BN: Small towns also still have this culture of fixing things. Just because we live in the modern next-day delivery era doesn’t mean you can get next-day or afford what next-day costs. We know we can find someone who can repair it, or we figure it out ourselves. That mindset is the soil that skilled trades grow in. I don’t think that is lost in big industrial cities, but it might be harder to find. When your default is to replace rather than repair, you stop valuing the people who know how to make things in the first place.

Erin, you’ve talked about storytelling and design being essential. How can branding, design, and creativity help American-made products compete globally?

EN: When you have a beautiful, well-made product, well-designed marketing materials, and the reach to tell the full story across the globe, then you’ve struck gold — because people don’t just buy a product, they buy what it means. American-made goods resonate around the world because they represent the idea of building with intention rather than for profit. The design is the thing that pulls consumers in, but it’s the story behind it that they can really connect to. To compete globally, you have to make consumers proud to tell people where it came from and that they’re part of something bigger.

Ben, you’ve spoken about beauty disappearing from everyday products. Do you think bringing artistry back into manufacturing could be a business advantage?

BN: I feel like we are tired of buying furniture that looks exactly like everyone else’s. There’s a real hunger for things that have a little soul to them, because when you bring genuine artistry into a product, it stops being a commodity. Watch movies or commercials. Set designs and the cars that characters drive tell the story of that character. We need to be doing this in modern manufacturing. Best Home Furnishings says it is a mass customization manufacturer. I love that. You’re no longer competing on price alone, and that changes everything for a small manufacturer or a large one. You can charge fairly for what something is actually worth when people can see and feel the difference. The other thing is longevity. A well-designed, well-made object lasts; it gets passed down. That’s the opposite of the throwaway economy, and I think people are genuinely ready to return to it.

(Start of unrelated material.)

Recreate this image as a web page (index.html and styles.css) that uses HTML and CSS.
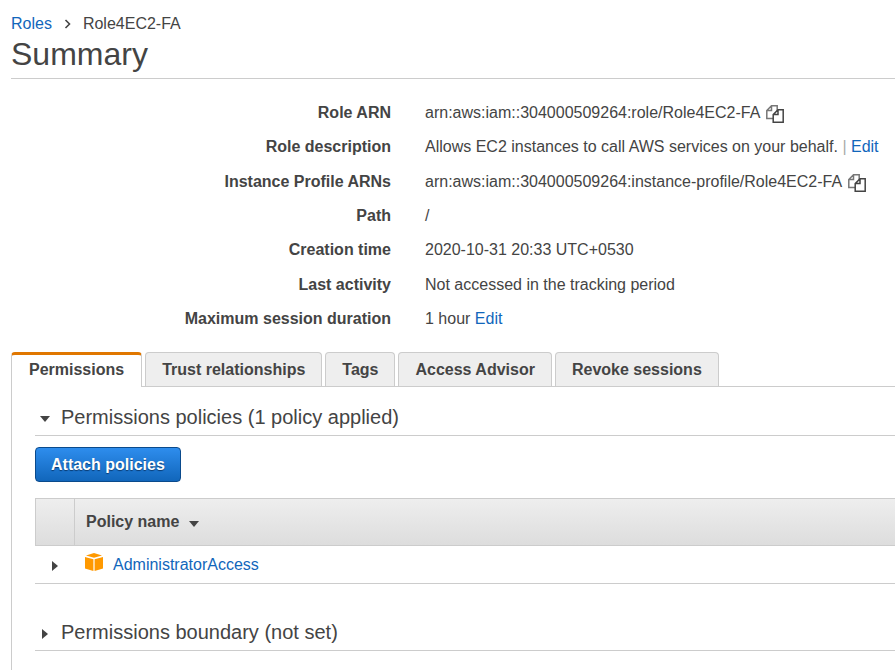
FILE: index.html
```html
<!DOCTYPE html>
<html lang="en">
<head>
<meta charset="utf-8">
<title>Role4EC2-FA</title>
<link rel="stylesheet" href="styles.css">
</head>
<body>
<svg class="defs" aria-hidden="true">
  <symbol id="copy" viewBox="0 0 18 18">
    <path d="M5.5 .8H11.2V13.5H.8V5.5Z M5.5 .8V5.5H.8" fill="#fff" stroke="#777" stroke-width="1.5"/>
    <path d="M12 4.8H17.2V17.2H7.2V9.6Z M12 4.8V9.6H7.2" fill="#fff" stroke="#444" stroke-width="1.5"/>
  </symbol>
</svg>
<header class="page-header">
  <nav class="breadcrumb" aria-label="Breadcrumb">
    <a href="#">Roles</a>
    <svg class="chevron" viewBox="0 0 6 10" aria-hidden="true"><path d="M1 1L5 5L1 9" fill="none" stroke="#444" stroke-width="1.6"/></svg>
    <span>Role4EC2-FA</span>
  </nav>
  <h1>Summary</h1>
</header>
<main>
  <dl class="details">
    <dt>Role ARN</dt>
    <dd>arn:aws:iam::304000509264:role/Role4EC2-FA<button class="copy" aria-label="Copy role ARN"><svg><use href="#copy"/></svg></button></dd>
    <dt>Role description</dt>
    <dd>Allows EC2 instances to call AWS services on your behalf. <span class="bar">|</span> <a href="#">Edit</a></dd>
    <dt>Instance Profile ARNs</dt>
    <dd>arn:aws:iam::304000509264:instance-profile/Role4EC2-FA<button class="copy" aria-label="Copy instance profile ARN"><svg><use href="#copy"/></svg></button></dd>
    <dt>Path</dt>
    <dd>/</dd>
    <dt>Creation time</dt>
    <dd>2020-10-31 20:33 UTC+0530</dd>
    <dt>Last activity</dt>
    <dd>Not accessed in the tracking period</dd>
    <dt>Maximum session duration</dt>
    <dd>1 hour <a href="#">Edit</a></dd>
  </dl>
  <div class="tabs" role="tablist">
    <button class="tab active" role="tab" aria-selected="true">Permissions</button>
    <button class="tab" role="tab">Trust relationships</button>
    <button class="tab" role="tab">Tags</button>
    <button class="tab" role="tab">Access Advisor</button>
    <button class="tab" role="tab">Revoke sessions</button>
  </div>
  <section class="panel">
    <h2><button class="toggle" aria-expanded="true"><i class="caret down"></i>Permissions policies (1 policy applied)</button></h2>
    <button class="primary">Attach policies</button>
    <table class="policies">
      <thead>
        <tr><th class="expander"></th><th>Policy name<i class="caret down sort"></i></th></tr>
      </thead>
      <tbody>
        <tr>
          <td class="expander"><button class="expand" aria-label="Expand AdministratorAccess"><i class="caret right"></i></button></td>
          <td><div class="policy"><svg class="cube" viewBox="0 0 18 18" aria-hidden="true"><path d="M1 2.6L9 0L17 2.6L9 4.8Z M0 4L8.4 6.2V18L0 15.6Z M18 4L9.6 6.2V18L18 15.6Z" fill="#f90"/></svg><a href="#">AdministratorAccess</a></div></td>
        </tr>
      </tbody>
    </table>
    <h2><button class="toggle" aria-expanded="false"><i class="caret right"></i>Permissions boundary (not set)</button></h2>
  </section>
</main>
</body>
</html>
```
FILE: styles.css
```css
* {
  box-sizing: border-box;
}

body {
  margin: 0;
  padding: 13px 0 0 11px;
  background: #fff;
  color: #444;
  font: 16px/22px "Liberation Sans", Arial, sans-serif;
  overflow-x: hidden;
}

button {
  font: inherit;
  color: inherit;
  cursor: pointer;
}

a {
  color: #1166bb;
  text-decoration: none;
}

.defs {
  position: absolute;
  width: 0;
  height: 0;
}

.page-header {
  border-bottom: 1px solid #ccc;
}

.breadcrumb {
  display: flex;
  align-items: center;
  gap: 12px;
}

.chevron {
  width: 7px;
  height: 10px;
}

h1 {
  margin: 0;
  padding-bottom: 4px;
  font-size: 32px;
  line-height: 39px;
  font-weight: normal;
}

.details {
  display: grid;
  grid-template-columns: 380px 1fr;
  grid-auto-rows: 34px 35px 34px;
  column-gap: 34px;
  margin: 17px 0 16px;
  line-height: 34px;
  white-space: nowrap;
}

.details dt {
  font-weight: bold;
  text-align: right;
}

.details dd {
  margin: 0;
}

.bar {
  color: #aaa;
}

.copy {
  width: 18px;
  height: 18px;
  margin-left: 6px;
  padding: 0;
  border: 0;
  background: none;
  vertical-align: -5px;
}

.copy svg {
  display: block;
  width: 18px;
  height: 18px;
}

.tabs {
  display: flex;
  gap: 3px;
  border-bottom: 1px solid #ccc;
}

.tab {
  height: 34px;
  padding: 0 16px;
  border: 1px solid #ccc;
  border-bottom: 0;
  border-radius: 4px 4px 0 0;
  background: #eee;
  font-weight: bold;
}

.tab.active {
  height: 35px;
  margin-bottom: -1px;
  padding: 0 17px 2px;
  border-top: 3px solid #e07700;
  background: #fff;
}

.panel {
  min-height: 283px;
  padding: 12px 0 0 23px;
  border-left: 1px solid #ccc;
}

h2 {
  margin: 0;
  border-bottom: 1px solid #ccc;
  font-size: 20px;
  font-weight: normal;
}

.toggle {
  display: flex;
  align-items: center;
  width: 100%;
  height: 36px;
  padding: 0 0 0 5px;
  border: 0;
  background: none;
  text-align: left;
}

.caret {
  display: inline-block;
  border: 0 solid transparent;
}

.caret.down {
  border-width: 6px 5px 0;
  border-top-color: #444;
}

.caret.right {
  border-width: 5px 0 5px 6px;
  border-left-color: #444;
}

.toggle .caret {
  margin-top: 3px;
  margin-right: 11px;
}

.toggle .caret.right {
  margin-left: 2px;
  margin-right: 13px;
}

.primary {
  display: block;
  height: 35px;
  margin: 11px 0 16px;
  padding: 0 15px;
  border: 1px solid #0a4a8c;
  border-radius: 4px;
  background: linear-gradient(#2e8ded, #1166bb);
  color: #fff;
  font-weight: bold;
  text-shadow: 0 1px 1px #0a3a70;
}

.policies {
  width: 100%;
  margin-bottom: 30px;
  border-spacing: 0;
  text-align: left;
}

.policies th {
  height: 48px;
  padding: 0 11px;
  border: 1px solid #ccc;
  border-right: 0;
  background: linear-gradient(#eee, #ddd);
}

.policies td {
  height: 38px;
  padding: 0 11px;
  border-bottom: 1px solid #ccc;
}

.policies .expander {
  width: 39px;
  padding: 0;
  text-align: center;
}

.sort {
  margin-left: 10px;
}

.expand {
  display: block;
  margin: 2px auto 0;
  padding: 0;
  border: 0;
  background: none;
}

.expand .caret {
  display: block;
}

.policy {
  display: flex;
  align-items: center;
  gap: 10px;
}

.cube {
  width: 18px;
  height: 18px;
  margin-bottom: 6px;
}
```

What excites you most about the future of American manufacturing?

BN: For me, it’s that young people are choosing blue-collar jobs across the board. When I look at these jobs, I see the people I grew up admiring. While admiring those people, I was being told to go to college and get an office job. This next generation is full of kids who are smart enough to look at the traditional four-year college path and decide that’s not the only way. Some of them are picking up tools instead. I am a little jealous of them. The knowledge isn’t going anywhere because there are people willing to carry it forward.

EN: What excites me is the intersection of creativity and manufacturing. We’re seeing designers and craftspeople collaborate in ways that are producing things that are genuinely world-class. People want to know where their things come from now. There’s a real transparency movement happening with consumers. For centuries, customers didn’t care where it came from. Toward the end of the 20th century, we started seeing cheap goods and cheap prices from other parts of the world. Naturally, consumers jumped on those prices. Now, we are seeing the toll that has taken on our small towns, and we are honestly kind of sick of this disposable consumer culture. That’s why the tagline of Laurel Mercantile Co. is “durable goods and heirloom wares.” We would rather save our money and buy a quality product or wait for a hand-me-down from our family. American manufacturers who can say “Here’s who made this, here’s where the materials came from, and here are the hands it passed through” have an incredible advantage. We just have to be brave enough to tell those stories loudly and proudly, because our bottom line is more than just profit.